Lightweight, rolling forecast:

  • Release 1 (Sprints 1-3; target window: Mar 10-24): Goal - Onboard new users. Scope - MMF-A (US-12, US-18), MMF-B (US-7). Assumptions - Velocity 28-32 pts/sprint.
  • Release 2 (Sprints 4-6; target window: May 5-19): Goal - Self-service improvements. Scope - MMF-C (US-21, US-22, US-30). Risks - API dependency; 15% buffer applied.
  • Release 3 (Sprints 7-8; target window: Jun 20-30): Goal - Performance hardening. Scope - Tech debt and NFR stories; release only if criteria met.

Risks & Tips

  • Risk: Overcommitting based on wishful velocity. Tip: Use empirical data and ranges.
  • Risk: Ignoring dependencies and lead times. Tip: Visualize cross-team and vendor links.
  • Risk: Treating dates as fixed contracts.

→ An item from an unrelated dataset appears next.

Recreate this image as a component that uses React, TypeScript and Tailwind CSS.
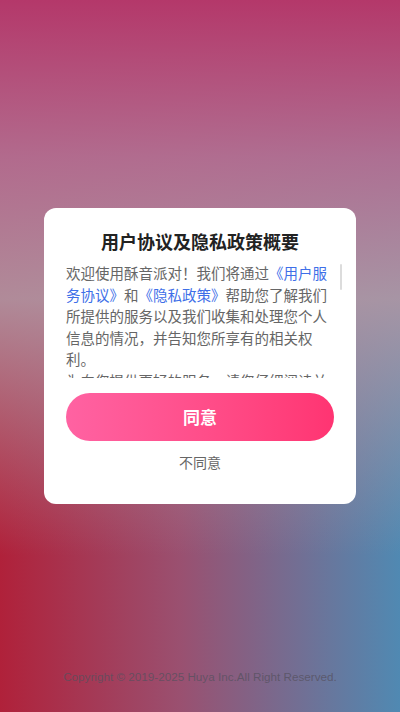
export default function App() {
  return (
    <div
      className="relative flex h-[712px] w-full items-center justify-center overflow-hidden bg-[linear-gradient(to_bottom,rgba(180,56,106,1)_0%,rgba(178,110,145,0.95)_22%,rgba(176,150,163,0.9)_42%,rgba(176,150,163,0)_78%),linear-gradient(to_right,#b0213a_0%,#9a5070_45%,#5089b2_100%)]"
      style={{ fontFamily: '"Noto Sans CJK SC", "Noto Sans", sans-serif' }}
    >
      {/* Dialog */}
      <div className="w-[312px] rounded-[12px] bg-white px-[22px] pb-[32px] pt-[20px]">
        <h2 className="text-center text-[18px] font-bold leading-[26px] text-[#222]">
          用户协议及隐私政策概要
        </h2>

        <div className="relative mt-[8px]">
          <div className="h-[116px] overflow-hidden text-[14.5px] leading-[21.6px] text-[#666]">
            <p>
              欢迎使用酥音派对！我们将通过
              <span className="text-[#3e6fe8]">《用户服务协议》</span>和
              <span className="text-[#3e6fe8]">《隐私政策》</span>
              帮助您了解我们所提供的服务以及我们收集和处理您个人信息的情况，并告知您所享有的相关权利。
            </p>
            <p>
              为向您提供更好的服务，请您仔细阅读并充分理解上述协议的全部内容，特别是以粗体标注的条款。
            </p>
          </div>
          <div className="absolute right-[-8px] top-[2px] h-[26px] w-[2px] rounded-full bg-[#dcdcdc]" />
        </div>

        <button className="mt-[15px] h-[48px] w-full rounded-full bg-gradient-to-r from-[#ff62a2] to-[#ff3472] text-[17px] font-bold text-white">
          同意
        </button>
        <div className="mt-[11px] text-center text-[14px] leading-[20px] text-[#666]">
          不同意
        </div>
      </div>

      {/* Footer */}
      <p
        className="absolute bottom-[26px] left-0 right-0 text-center text-[11.7px] text-[#55505e]/75"
        style={{ fontFamily: '"Liberation Sans", Arial, sans-serif' }}
      >
        Copyright © 2019-2025 Huya Inc.All Right Reserved.
      </p>
    </div>
  );
}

Tip: Negotiate scope-date trade-offs openly.
  • Risk: No buffer for integration or defects. Tip: Reserve capacity each sprint and per release.
  • Risk: Stale schedule after scope or velocity shifts. Tip: Update after every Sprint Review.
  • Risk: Quality shortcuts to hit dates. Tip: Enforce Definition of Done and release criteria.

PMP/SCRUM Example Question

The team’s average velocity dropped after onboarding new members. The Product Owner wants to maintain the original release date without changing scope. What should the Scrum Master advise?

  1. Extend sprint length to increase the velocity and keep the date.
  2. Ask the team to work overtime until the original release plan is met.
  3. Update the Release Planning Schedule and collaborate to adjust scope or date.
  4. Freeze the Product Backlog to prevent any further changes.

Correct Answer: C — Update the Release Planning Schedule and collaborate to adjust scope or date.

Explanation: Velocity changes require updating the forecast. The schedule is a living artifact; the right response is to replan and negotiate scope-date trade-offs, not to change sprint length or push overtime.